— Begin —

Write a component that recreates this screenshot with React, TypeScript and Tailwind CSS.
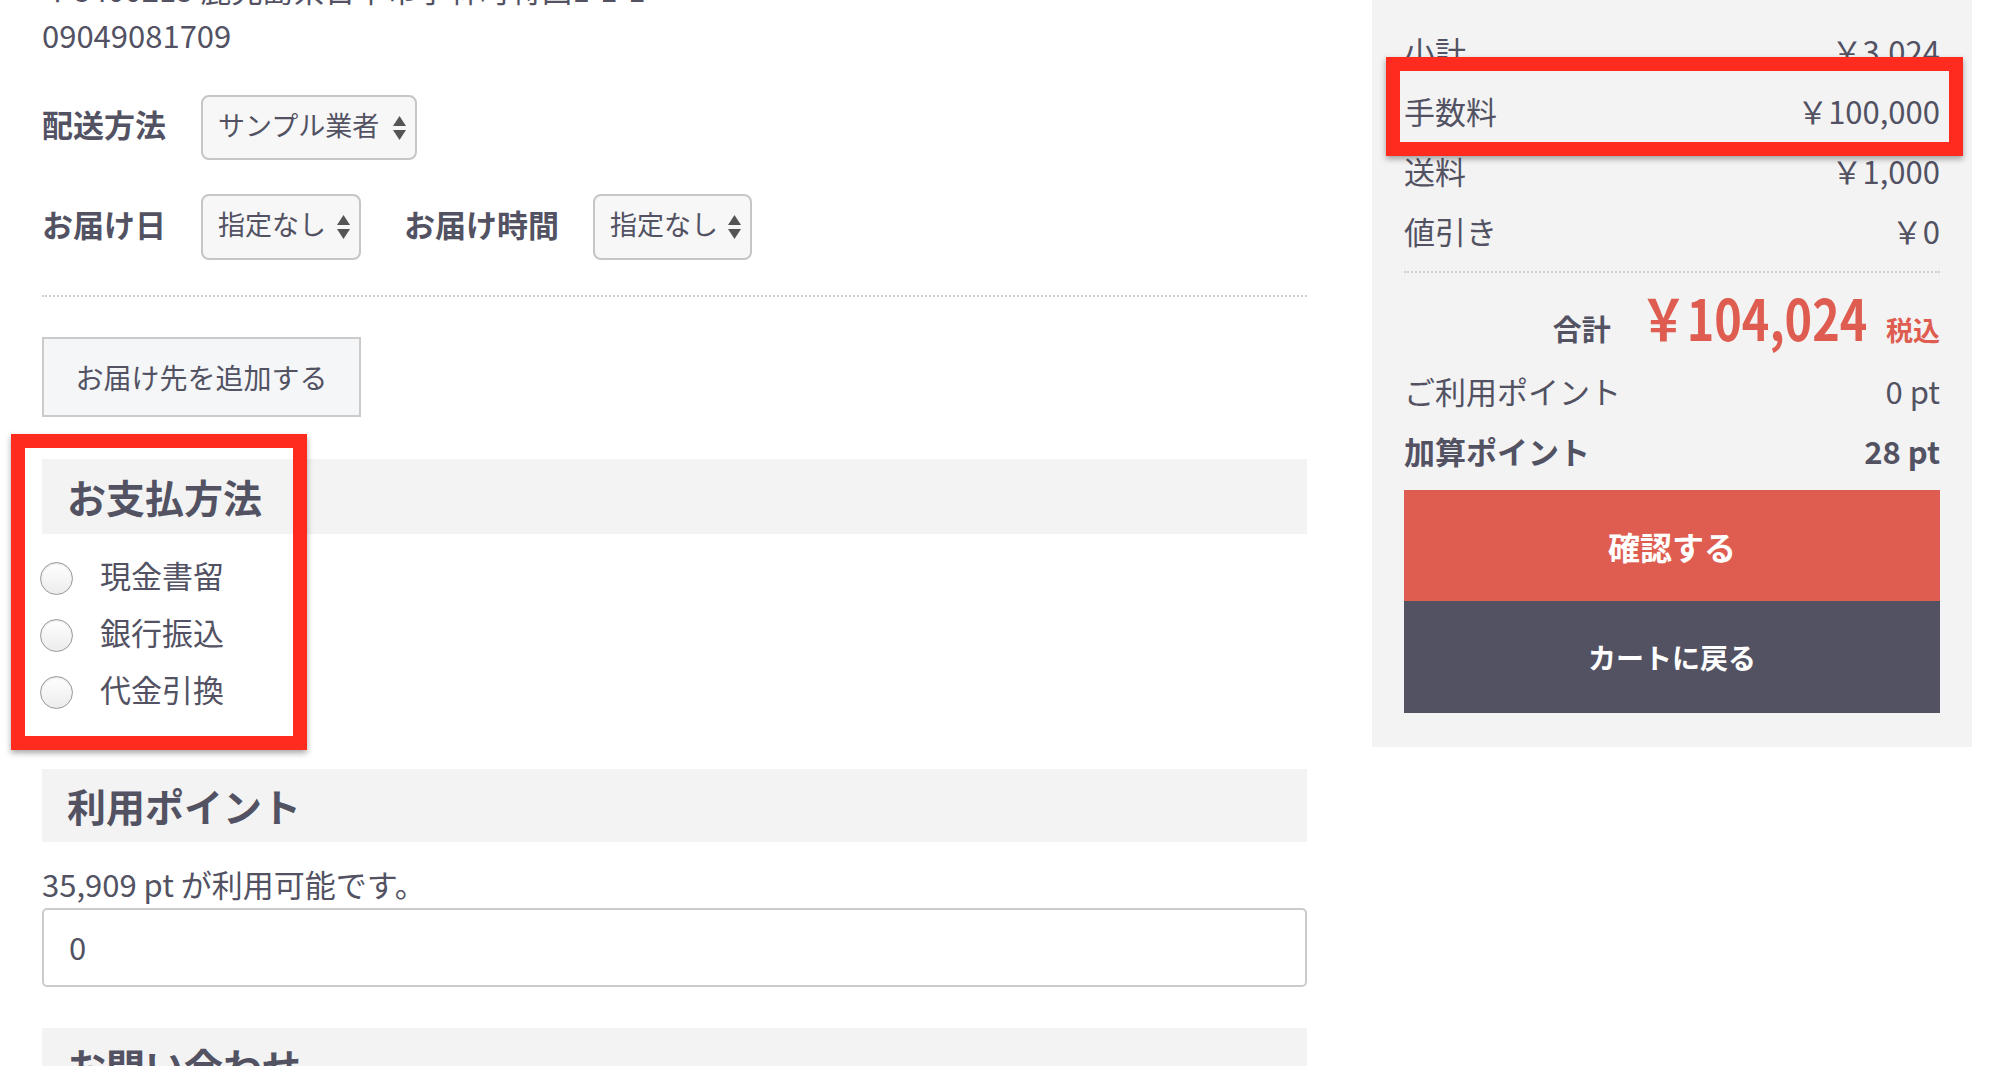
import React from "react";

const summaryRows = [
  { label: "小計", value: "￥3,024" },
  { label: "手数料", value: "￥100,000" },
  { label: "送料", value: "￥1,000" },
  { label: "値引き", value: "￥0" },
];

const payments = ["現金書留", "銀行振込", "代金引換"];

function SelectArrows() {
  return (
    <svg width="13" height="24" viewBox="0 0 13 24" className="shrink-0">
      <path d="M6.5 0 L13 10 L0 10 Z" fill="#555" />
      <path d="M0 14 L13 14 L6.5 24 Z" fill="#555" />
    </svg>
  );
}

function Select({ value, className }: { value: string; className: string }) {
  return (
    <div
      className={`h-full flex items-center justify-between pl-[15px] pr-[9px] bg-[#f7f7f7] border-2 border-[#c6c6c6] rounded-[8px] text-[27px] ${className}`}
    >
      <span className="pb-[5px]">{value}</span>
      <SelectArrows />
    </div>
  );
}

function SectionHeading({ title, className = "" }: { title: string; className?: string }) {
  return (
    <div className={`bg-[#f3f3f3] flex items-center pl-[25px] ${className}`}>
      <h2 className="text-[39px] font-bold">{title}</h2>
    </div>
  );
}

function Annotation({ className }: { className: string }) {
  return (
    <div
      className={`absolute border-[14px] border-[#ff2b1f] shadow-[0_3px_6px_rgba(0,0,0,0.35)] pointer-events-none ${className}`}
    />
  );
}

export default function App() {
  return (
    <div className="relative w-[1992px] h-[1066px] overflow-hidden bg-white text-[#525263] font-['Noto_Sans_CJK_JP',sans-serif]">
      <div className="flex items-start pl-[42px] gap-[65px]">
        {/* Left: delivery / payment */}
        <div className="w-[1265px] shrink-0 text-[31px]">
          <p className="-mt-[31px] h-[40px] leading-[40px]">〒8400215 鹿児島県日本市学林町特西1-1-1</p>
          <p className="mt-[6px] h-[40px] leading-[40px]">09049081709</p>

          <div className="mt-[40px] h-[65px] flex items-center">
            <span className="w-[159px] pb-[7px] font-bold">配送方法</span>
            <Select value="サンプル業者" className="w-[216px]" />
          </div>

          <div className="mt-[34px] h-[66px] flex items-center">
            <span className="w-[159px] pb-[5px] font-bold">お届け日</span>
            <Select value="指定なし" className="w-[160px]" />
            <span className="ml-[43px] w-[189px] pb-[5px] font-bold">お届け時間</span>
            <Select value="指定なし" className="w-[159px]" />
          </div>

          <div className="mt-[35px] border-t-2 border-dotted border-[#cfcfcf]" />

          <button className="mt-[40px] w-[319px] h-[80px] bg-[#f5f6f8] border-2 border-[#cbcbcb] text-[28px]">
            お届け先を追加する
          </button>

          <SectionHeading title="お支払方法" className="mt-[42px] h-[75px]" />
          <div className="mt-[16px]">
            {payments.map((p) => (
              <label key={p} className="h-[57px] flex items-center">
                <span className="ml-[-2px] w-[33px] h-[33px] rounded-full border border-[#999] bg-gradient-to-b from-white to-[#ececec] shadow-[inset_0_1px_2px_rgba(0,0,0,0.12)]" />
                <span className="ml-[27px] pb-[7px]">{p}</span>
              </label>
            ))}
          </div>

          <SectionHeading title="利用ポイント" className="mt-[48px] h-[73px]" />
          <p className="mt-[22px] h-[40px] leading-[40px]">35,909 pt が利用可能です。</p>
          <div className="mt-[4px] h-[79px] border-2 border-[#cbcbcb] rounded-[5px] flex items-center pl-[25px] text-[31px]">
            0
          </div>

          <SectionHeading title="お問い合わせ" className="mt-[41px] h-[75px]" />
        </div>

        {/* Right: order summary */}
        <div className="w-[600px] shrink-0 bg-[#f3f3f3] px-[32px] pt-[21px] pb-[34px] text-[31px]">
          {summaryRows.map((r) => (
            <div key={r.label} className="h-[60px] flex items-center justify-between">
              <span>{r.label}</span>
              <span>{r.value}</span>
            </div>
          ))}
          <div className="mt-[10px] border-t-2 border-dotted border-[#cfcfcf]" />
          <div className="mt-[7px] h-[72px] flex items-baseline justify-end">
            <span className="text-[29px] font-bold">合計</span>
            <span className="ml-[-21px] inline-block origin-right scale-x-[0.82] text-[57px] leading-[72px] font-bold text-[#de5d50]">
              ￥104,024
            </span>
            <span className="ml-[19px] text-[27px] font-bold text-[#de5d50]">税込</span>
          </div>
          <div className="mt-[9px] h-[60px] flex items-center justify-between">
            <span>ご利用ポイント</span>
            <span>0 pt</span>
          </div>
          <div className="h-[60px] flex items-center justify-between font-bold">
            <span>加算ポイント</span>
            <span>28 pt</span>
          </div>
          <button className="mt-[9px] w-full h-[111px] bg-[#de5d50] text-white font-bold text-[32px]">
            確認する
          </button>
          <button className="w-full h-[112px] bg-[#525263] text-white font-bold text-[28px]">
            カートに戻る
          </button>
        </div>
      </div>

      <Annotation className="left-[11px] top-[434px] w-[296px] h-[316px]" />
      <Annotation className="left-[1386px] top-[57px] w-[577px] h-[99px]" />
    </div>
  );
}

— End —

Print each line of the material above exactly, with the pictures removed from your copy.

Write a component that recreates this screenshot with React, TypeScript and Tailwind CSS.
import React from "react";

const summaryRows = [
  { label: "小計", value: "￥3,024" },
  { label: "手数料", value: "￥100,000" },
  { label: "送料", value: "￥1,000" },
  { label: "値引き", value: "￥0" },
];

const payments = ["現金書留", "銀行振込", "代金引換"];

function SelectArrows() {
  return (
    <svg width="13" height="24" viewBox="0 0 13 24" className="shrink-0">
      <path d="M6.5 0 L13 10 L0 10 Z" fill="#555" />
      <path d="M0 14 L13 14 L6.5 24 Z" fill="#555" />
    </svg>
  );
}

function Select({ value, className }: { value: string; className: string }) {
  return (
    <div
      className={`h-full flex items-center justify-between pl-[15px] pr-[9px] bg-[#f7f7f7] border-2 border-[#c6c6c6] rounded-[8px] text-[27px] ${className}`}
    >
      <span className="pb-[5px]">{value}</span>
      <SelectArrows />
    </div>
  );
}

function SectionHeading({ title, className = "" }: { title: string; className?: string }) {
  return (
    <div className={`bg-[#f3f3f3] flex items-center pl-[25px] ${className}`}>
      <h2 className="text-[39px] font-bold">{title}</h2>
    </div>
  );
}

function Annotation({ className }: { className: string }) {
  return (
    <div
      className={`absolute border-[14px] border-[#ff2b1f] shadow-[0_3px_6px_rgba(0,0,0,0.35)] pointer-events-none ${className}`}
    />
  );
}

export default function App() {
  return (
    <div className="relative w-[1992px] h-[1066px] overflow-hidden bg-white text-[#525263] font-['Noto_Sans_CJK_JP',sans-serif]">
      <div className="flex items-start pl-[42px] gap-[65px]">
        {/* Left: delivery / payment */}
        <div className="w-[1265px] shrink-0 text-[31px]">
          <p className="-mt-[31px] h-[40px] leading-[40px]">〒8400215 鹿児島県日本市学林町特西1-1-1</p>
          <p className="mt-[6px] h-[40px] leading-[40px]">09049081709</p>

          <div className="mt-[40px] h-[65px] flex items-center">
            <span className="w-[159px] pb-[7px] font-bold">配送方法</span>
            <Select value="サンプル業者" className="w-[216px]" />
          </div>

          <div className="mt-[34px] h-[66px] flex items-center">
            <span className="w-[159px] pb-[5px] font-bold">お届け日</span>
            <Select value="指定なし" className="w-[160px]" />
            <span className="ml-[43px] w-[189px] pb-[5px] font-bold">お届け時間</span>
            <Select value="指定なし" className="w-[159px]" />
          </div>

          <div className="mt-[35px] border-t-2 border-dotted border-[#cfcfcf]" />

          <button className="mt-[40px] w-[319px] h-[80px] bg-[#f5f6f8] border-2 border-[#cbcbcb] text-[28px]">
            お届け先を追加する
          </button>

          <SectionHeading title="お支払方法" className="mt-[42px] h-[75px]" />
          <div className="mt-[16px]">
            {payments.map((p) => (
              <label key={p} className="h-[57px] flex items-center">
                <span className="ml-[-2px] w-[33px] h-[33px] rounded-full border border-[#999] bg-gradient-to-b from-white to-[#ececec] shadow-[inset_0_1px_2px_rgba(0,0,0,0.12)]" />
                <span className="ml-[27px] pb-[7px]">{p}</span>
              </label>
            ))}
          </div>

          <SectionHeading title="利用ポイント" className="mt-[48px] h-[73px]" />
          <p className="mt-[22px] h-[40px] leading-[40px]">35,909 pt が利用可能です。</p>
          <div className="mt-[4px] h-[79px] border-2 border-[#cbcbcb] rounded-[5px] flex items-center pl-[25px] text-[31px]">
            0
          </div>

          <SectionHeading title="お問い合わせ" className="mt-[41px] h-[75px]" />
        </div>

        {/* Right: order summary */}
        <div className="w-[600px] shrink-0 bg-[#f3f3f3] px-[32px] pt-[21px] pb-[34px] text-[31px]">
          {summaryRows.map((r) => (
            <div key={r.label} className="h-[60px] flex items-center justify-between">
              <span>{r.label}</span>
              <span>{r.value}</span>
            </div>
          ))}
          <div className="mt-[10px] border-t-2 border-dotted border-[#cfcfcf]" />
          <div className="mt-[7px] h-[72px] flex items-baseline justify-end">
            <span className="text-[29px] font-bold">合計</span>
            <span className="ml-[-21px] inline-block origin-right scale-x-[0.82] text-[57px] leading-[72px] font-bold text-[#de5d50]">
              ￥104,024
            </span>
            <span className="ml-[19px] text-[27px] font-bold text-[#de5d50]">税込</span>
          </div>
          <div className="mt-[9px] h-[60px] flex items-center justify-between">
            <span>ご利用ポイント</span>
            <span>0 pt</span>
          </div>
          <div className="h-[60px] flex items-center justify-between font-bold">
            <span>加算ポイント</span>
            <span>28 pt</span>
          </div>
          <button className="mt-[9px] w-full h-[111px] bg-[#de5d50] text-white font-bold text-[32px]">
            確認する
          </button>
          <button className="w-full h-[112px] bg-[#525263] text-white font-bold text-[28px]">
            カートに戻る
          </button>
        </div>
      </div>

      <Annotation className="left-[11px] top-[434px] w-[296px] h-[316px]" />
      <Annotation className="left-[1386px] top-[57px] w-[577px] h-[99px]" />
    </div>
  );
}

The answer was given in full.